У нас договор не имеет силы, если директивный орган вмешивается и останавливает издание. Его вмешательство формировалось группой людей, поставивших себе цель создать еще одного отщепенца. На эти усилия тогдашний директивный орган живо отреагировал. Особенно в этом отличался Шепилов, вскоре "примкнувший", как известно... Он у меня в романе вычитал призыв к оружию. Там у меня вырваны по его требованию две строчки. В том месте, где Вадя Невраев подхватывает начатый Авдиевым романс: "и тайно, и злобно кипящая ревность пылает!" А дальше: "оружия ищет рука". Автор замыслил показать разбитого бюрократа, отрицательного типа, потерпевшего фиаско. А "примкнувший" Шепилов всех своих высоких службистов начал пугать: вот видите, оружие! На что намекает Дудинцев?
Набор был рассыпан. Платежи остановлены. Что будет дальше?
Глава 10
ИСТОРИЯ С "МЕЖДУНАРОДНОЙ КНИГОЙ" (ЧАСТЬ I)
Время хвалебных статей прошло, началась напористая кампания в прессе с осуждением моего романа. Подробнее об этом скажу позднее. Между прочим, появились гневные нападки на писателя, который якобы получает доллары за печатание своей вражеской книги за границей. Льет воду на мельницу... и так далее. Я читал и думал: где же эти доллары, что-то я их не получаю. Это тоже фокус! История с "Международной книгой"!

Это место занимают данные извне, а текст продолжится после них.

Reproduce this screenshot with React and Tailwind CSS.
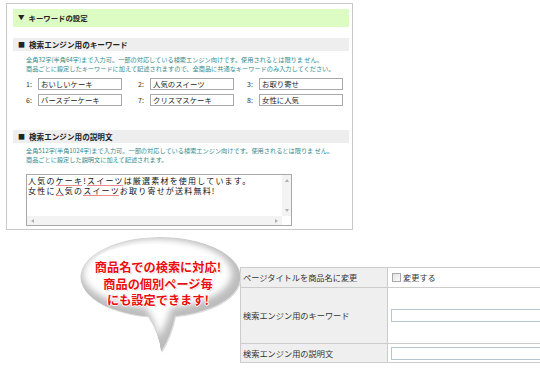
import React from 'react';

const FONT = "font-['Noto_Sans_CJK_JP','Noto_Sans',sans-serif]";

const KEYWORDS = [
    ['1:', 'おいしいケーキ'],
    ['2:', '人気のスイーツ'],
    ['3:', 'お取り寄せ'],
    ['6:', 'バースデーケーキ'],
    ['7:', 'クリスマスケーキ'],
    ['8:', '女性に人気'],
];

const BUBBLE_PATH = 'M148 316.5 A80 40 0 1 1 175 316.3 Q171 336 161 352 Q159 334 148 316.5 Z';

const Squiggle = ({ children }) => (
    <span className="relative inline-block">
        {children}
        <span className="absolute left-0 right-[1px] bottom-[-0.5px] h-[1px] bg-[#ec8c8c]"></span>
    </span>
);

const SectionHead = ({ children, className = '' }) => (
    <div className={`h-[13px] bg-[#eeeeee] pl-[5px] flex items-center text-[7.6px] font-bold text-[#222] ${className}`}>
        <span className="mr-[4px] text-[7px]">■</span>
        {children}
    </div>
);

const Note = ({ lines }) => (
    <div className="pl-[13px] text-[6.2px] leading-[9px] text-[#2f8a8a] whitespace-nowrap">
        {lines.map((l) => (
            <div key={l}>{l}</div>
        ))}
    </div>
);

const Bubble = () => (
    <div className="relative w-[180px] h-[125px] ml-[70px] mt-[2px] shrink-0">
        <svg width="180" height="125" viewBox="70 232 180 125" className="block">
            <defs>
                <clipPath id="bubbleClip">
                    <path d={BUBBLE_PATH} />
                </clipPath>
                <filter id="soft" x="-20%" y="-20%" width="140%" height="140%">
                    <feGaussianBlur stdDeviation="4" />
                </filter>
            </defs>
            <path d={BUBBLE_PATH} fill="#dcdcdc" transform="translate(1 1)" />
            <g clipPath="url(#bubbleClip)">
                <path d={BUBBLE_PATH} fill="#bdbdbd" />
                <path
                    d={BUBBLE_PATH}
                    fill="#ffffff"
                    filter="url(#soft)"
                    transform="translate(157 276) scale(0.93 0.86) translate(-160 -280)"
                />
                <ellipse cx="152" cy="266" rx="60" ry="22" fill="#ffffff" opacity="0.85" />
            </g>
        </svg>
        <div className="absolute left-[8px] top-[27px] w-[160px] text-center text-[12.2px] leading-[16.5px] font-bold text-[#ea0f0f] whitespace-nowrap [text-shadow:1px_0_0_#fff,-1px_0_0_#fff,0_1px_0_#fff,0_-1px_0_#fff,1px_1px_1px_#bbb]">
            <div>商品名での検索に対応!</div>
            <div>商品の個別ページ毎</div>
            <div>にも設定できます!</div>
        </div>
    </div>
);

const SettingsTable = () => (
    <table className="mt-[37px] ml-[-10px] w-[302px] shrink-0 border-collapse text-[8.2px] text-[#333]">
        <tbody>
            <tr className="h-[20px]">
                <td className="w-[163px] border border-[#cccccc] bg-[#efefef] pl-[2px] align-middle whitespace-nowrap">ページタイトルを商品名に変更</td>
                <td className="border border-[#cccccc] bg-white pl-[4px] align-middle">
                    <div className="flex items-center gap-[2px]">
                        <span className="w-[9px] h-[9px] border border-[#a9a9a9] bg-gradient-to-br from-[#e4e4e4] to-[#fafafa]"></span>
                        <span>変更する</span>
                    </div>
                </td>
            </tr>
            <tr className="h-[56px]">
                <td className="border border-[#cccccc] bg-[#efefef] pl-[2px] align-middle whitespace-nowrap">検索エンジン用のキーワード</td>
                <td className="border border-[#cccccc] bg-white pl-[3px] align-middle">
                    <div className="h-[13px] w-[150px] border border-[#b7c6ce] bg-white"></div>
                </td>
            </tr>
            <tr className="h-[19px]">
                <td className="border border-[#cccccc] bg-[#efefef] pl-[2px] align-middle whitespace-nowrap">検索エンジン用の説明文</td>
                <td className="border border-[#cccccc] bg-white pl-[3px] align-middle">
                    <div className="h-[13px] w-[150px] border border-[#b7c6ce] bg-white"></div>
                </td>
            </tr>
        </tbody>
    </table>
);

export default function App() {
    return (
        <div className={`w-[540px] h-[382px] bg-white overflow-hidden ${FONT}`}>
            {/* Settings panel */}
            <div className="ml-[6px] mt-[3px] w-[347px] h-[227px] border border-[#c8c8c8] pl-[6px] pr-[3px] pt-[5px]">
                <div className="h-[18px] bg-[#dcfcc4] pl-[5px] flex items-center text-[7.4px] font-bold text-[#222]">
                    <span className="mr-[4px] text-[6.5px]">▼</span>
                    キーワードの設定
                </div>

                <SectionHead className="mt-[11px]">検索エンジン用のキーワード</SectionHead>
                <div className="mt-[4px]">
                    <Note
                        lines={[
                            '全角32字(半角64字)まで入力可。一部の対応している検索エンジン向けです。使用されるとは限りま せん。',
                            '商品ごとに設定したキーワードに加えて記述されますので、全商品に共通なキーワードのみ入力してください。',
                        ]}
                    />
                </div>

                <div className="mt-[5px] pl-[13px] grid grid-cols-[112px_109px_96px] gap-y-[4px]">
                    {KEYWORDS.map(([label, value]) => (
                        <div key={label} className="flex items-center">
                            <span className="w-[12px] text-[7px] text-[#333]">{label}</span>
                            <div className="w-[84px] h-[12px] border border-[#a8a8a8] bg-white pl-[2px] text-[7.4px] leading-[10px] text-[#222] whitespace-nowrap overflow-hidden">
                                {value}
                            </div>
                        </div>
                    ))}
                </div>

                <SectionHead className="mt-[24px]">検索エンジン用の説明文</SectionHead>
                <div className="mt-[3px]">
                    <Note
                        lines={[
                            '全角512字(半角1024字)まで入力可。一部の対応している検索エンジン向けです。使用されるとは限りま せん。',
                            '商品ごとに設定した説明文に加えて記述されます。',
                        ]}
                    />
                </div>

                {/* Textarea look-alike */}
                <div className="mt-[10px] ml-[13px] w-[266px] h-[52px] border border-[#a8a8a8] bg-white flex flex-col">
                    <div className="flex flex-1">
                        <div className="flex-1 pl-[1px] pt-[1px] text-[8px] leading-[9.5px] tracking-[1.2px] text-[#111] whitespace-nowrap overflow-hidden">
                            <div>
                                人気の<Squiggle>ケーキ</Squiggle>!<Squiggle>スイーツ</Squiggle>は厳選素材を使用しています。
                            </div>
                            <div>
                                女性に<Squiggle>人</Squiggle>気の<Squiggle>スイーツ</Squiggle>お取り寄せが送料無料!
                            </div>
                        </div>
                        <div className="w-[9px] bg-[#f3f3f3] flex flex-col items-center justify-between py-[4px]">
                            <span className="w-0 h-0 border-x-[2px] border-x-transparent border-b-[3px] border-b-[#b0b0b0]"></span>
                            <span className="w-0 h-0 border-x-[2px] border-x-transparent border-t-[3px] border-t-[#b0b0b0]"></span>
                        </div>
                    </div>
                    <div className="h-[9px] flex">
                        <div className="flex-1 bg-[#f3f3f3] flex items-center justify-between px-[4px]">
                            <span className="w-0 h-0 border-y-[2px] border-y-transparent border-r-[3px] border-r-[#b0b0b0]"></span>
                            <span className="w-0 h-0 border-y-[2px] border-y-transparent border-l-[3px] border-l-[#b0b0b0]"></span>
                        </div>
                        <div className="w-[9px] bg-white"></div>
                    </div>
                </div>
            </div>

            {/* Bubble + per-item settings */}
            <div className="flex items-start">
                <Bubble />
                <SettingsTable />
            </div>
        </div>
    );
}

Однажды позвала меня жена к телефону. Звонил Градов, заместитель директора "Международной книги". Он сообщил, что меня приглашает сам директор. Фамилия его была Змеул. Вот он и пригласил меня к себе.
Прихожу. Угощает любезно чаем, какими-то конфетами. Такие даже на улице Горького не продаются. Прямо с конвейера фабрики "Красный Октябрь" они отправляются в особое путешествие, где нет никакой дороги к нормальному советскому рублю. Я отдал им должное, одолел полкоробки этих конфет, чудесных таких. Это, по-моему, был единственный гонорар, который я за свой роман получил через "Международную книгу". И скажу, как хорошо не быть номенклатурным работником! Чудеса! Ни один из них не смакует свои конфеты, как смаковал их тогда я, случайно до них дорвавшись. Получил комплекс ощущений приятнейших. Больше мне и не надо - хватит воспоминаний. И все же полкоробки конфет и стакана чаю маловато писателю за роман.
В Пушкинском музее есть скульптура раба. Работы Микеланджело. Удивительная вещь! Можно смотреть часами. Человек, у которого что-то сломалось внутри. Его ударь, плюнь в лицо - будет молчать. Возьми у него роман, заключи договор с десятками издательств и скажи при этом: "Владимир Дмитриевич, вы же теперь с нами не будете здороваться. Вы теперь станете страшным богачом. Купите себе "мерседес". Будете получать громадные деньги за границей. Кушайте конфетки, Владимир Дмитриевич, пейте чай с лимончиком..." И я, значит, эти конфеты ел. Вот так с этим рабом можно обращаться, а потом выгнать его пинком, ни шиша не дать, и он будет молчать. Иногда, тяжело задумываюсь, сам себе кажусь похожим на такого раба. Я никогда не протестовал, не кричал, не требовал, но, правда, как-нибудь все же скажу, чем я от раба отличался.
(Жена. В "Межкнигу" В. Д. приглашали не один раз. Первый визит - 9 февраля 1957 года. В этот визит была общая договоренность о благоприятном (по словам Змеула) для автора сотрудничестве с "Межкнигой". К приходу писателя было уже заготовлено письмо, в котором права на заключение иностранных договоров и на защиту своих интересов автор препоручал "Межкниге". Иначе В. Д. поступить не мог: других путей для него тогда просто не было. Через несколько дней Дудинцев подписал бумагу о передаче своих прав через "Международную книгу" французскому агентству "Ажанс литерер артистик паризьен". Это коммунистическое агентство возглавлял в то время Жорж Сориа. Таким образом, агентство получало все права на издание романа независимо от того, в какой стране он издавался. Автора, конечно, заверили, что его интересы будут соблюдены. Владимира Дмитриевича в первую очередь заботила добросовестность перевода.
В. Д. приглашали к Змеулу еще несколько раз, когда возникали трудности в связи с письмом от какого-то иностранного издателя. Всех этих издателей В. Д. с помощью Змеула отсылал к агентству "Ажанс литерер". От себя добавлял, что настаивает на высоком качестве и объективности перевода как на непременном условии издания.)
Итак, я подписывал доверенность, в которой поручал "Международной книге" получать для меня деньги, заключать договоры, подписывать от моего имени документы. А он мне: "Кушайте, вот еще возьмите, подпишите". Заготовили все бумаги, я ему их все подписал. Попрощался. Ох, какой я был ребенок! Как я всем этим товарищам, что Прокофьев, что Михалков, что вот этот Змеул... Мне не так уж мало было лет - 35. А я, как дитя, - смотрел с доверием и симпатией.